Location
- 8228 Hebron Church Rd Garner, North Carolina 27529 United States 35°39′25″N 78°34′46″W﻿ / ﻿35.65694°N 78.57944°W

Information
- Type: Public high school
- Established: 2018 (8 years ago)
- Sister school: Garner High School
- Principal: Roderic Brewington (2018 - 2023) Keith Faison (2023 - present)
- Teaching staff: 105.74 (FTE)
- Grades: 9–12
- Enrollment: 1,888 (2023-2024)
- Student to teacher ratio: 17.86
- Colors: Platinum and purple
- Mascot: Titan
- Team name: Titans
- Website: wcpss.net/southgarnerhs

= South Garner High School =

American public school in North Carolina

South Garner High School is a school in Garner, North Carolina, near the Research Triangle area. It is a part of Wake County Public Schools.

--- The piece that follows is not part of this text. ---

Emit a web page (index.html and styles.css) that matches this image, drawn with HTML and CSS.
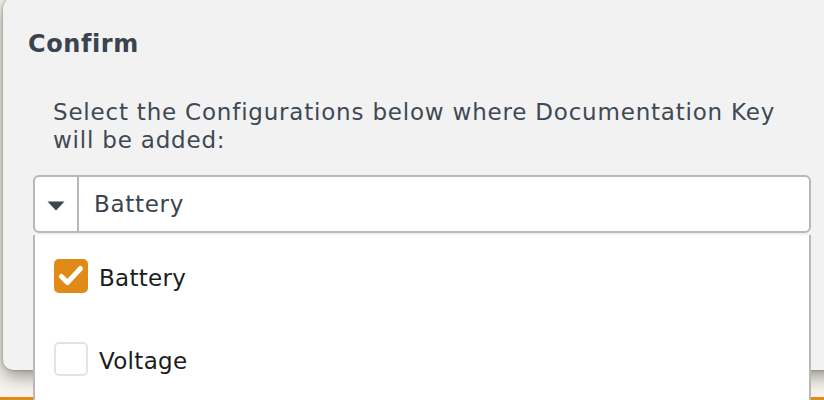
FILE: index.html
```html
<!DOCTYPE html>
<html>
<head>
<meta charset="utf-8">
<link rel="stylesheet" href="styles.css">
</head>
<body>
<div class="page">
  <div class="page-bar"></div>
</div>
<div class="modal">
  <h2 class="modal-title">Confirm</h2>
  <p class="modal-text">Select the Configurations below where Documentation Key will be added:</p>
</div>
<div class="select">
  <div class="select-box">
    <div class="select-toggle">
      <svg width="18" height="10" viewBox="0 0 18 10"><path d="M0.5 0.5 L17.5 0.5 L9 9.5 Z" fill="#3b4550"/></svg>
    </div>
    <div class="select-value">Battery</div>
  </div>
  <ul class="select-list">
    <li class="option">
      <span class="check checked">
        <svg width="34" height="34" viewBox="0 0 34 34"><path d="M7.5 17.5 L13.5 23.5 L26.5 9.5" fill="none" stroke="#fff" stroke-width="5" stroke-linecap="round" stroke-linejoin="round"/></svg>
      </span>
      <span class="option-label">Battery</span>
    </li>
    <li class="option">
      <span class="check"></span>
      <span class="option-label">Voltage</span>
    </li>
  </ul>
</div>
</body>
</html>
```

FILE: styles.css
```css
html, body {
  margin: 0;
  padding: 0;
  height: 400px;
  overflow: hidden;
}
body {
  background: #f7f5ee;
  font-family: "DejaVu Sans", "Open Sans", sans-serif;
  position: relative;
}
.page {
  height: 400px;
  display: flex;
  flex-direction: column;
  justify-content: flex-end;
}
.page-bar {
  height: 3px;
  background: #e08a1e;
}
.modal {
  position: absolute;
  left: 3px;
  top: -2px;
  width: 840px;
  height: 372px;
  box-sizing: border-box;
  background: #f2f2f2;
  border-radius: 10px;
  box-shadow: 0 6px 18px rgba(60, 60, 50, 0.55), 0 0 3px rgba(0,0,0,0.35);
  padding: 31px 25px 0;
}
.modal-title {
  margin: 0;
  font-size: 24px;
  font-weight: 700;
  color: #3a444e;
  line-height: 30px;
  letter-spacing: 0.6px;
}
.modal-text {
  margin: 39px 0 0 25px;
  width: 750px;
  font-size: 23px;
  line-height: 28px;
  letter-spacing: 0.8px;
  color: #3f4953;
}
.select {
  position: absolute;
  left: 33px;
  top: 175px;
  width: 778px;
}
.select-box {
  height: 58px;
  box-sizing: border-box;
  border: 2px solid #bcb7b2;
  border-radius: 6px;
  background: #fff;
  display: flex;
}
.select-toggle {
  width: 44px;
  border-right: 2px solid #bcb7b2;
  display: flex;
  align-items: center;
  justify-content: center;
  padding-top: 4px;
  box-sizing: border-box;
}
.select-value {
  display: flex;
  align-items: center;
  padding-left: 15px;
  font-size: 23px;
  letter-spacing: 0.7px;
  color: #3a444e;
}
.select-list {
  list-style: none;
  margin: 2px 0 0;
  padding: 0;
  height: 200px;
  box-sizing: border-box;
  background: #fff;
  border-left: 2px solid #bcb7b2;
  border-right: 2px solid #bcb7b2;
  padding-top: 22px;
}
.option {
  display: flex;
  align-items: center;
  height: 38px;
  margin-bottom: 45px;
  padding-left: 19px;
}
.check {
  width: 34px;
  height: 34px;
  box-sizing: border-box;
  border: 2px solid #e3e3e3;
  border-radius: 5px;
  background: #fff;
  display: flex;
}
.check.checked {
  border: none;
  background: #e08a17;
}
.option-label {
  margin-left: 11px;
  padding-top: 3px;
  font-size: 23px;
  letter-spacing: 0.3px;
  color: #1c1c1c;
}
```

The mascot is the Titan, and the school colors are platinum and purple.

==History==
The building that is now South Garner High School opened in 2016 for temporary use by Garner Magnet High School students, as Garner Magnet's campus was undergoing renovations. The building began operations as South Garner High School in 2018. South Garner High School initially opened to just first and second-year students (freshmen and sophomores). The school building has three stories. The design is a larger version of the one used for Franklinton High School.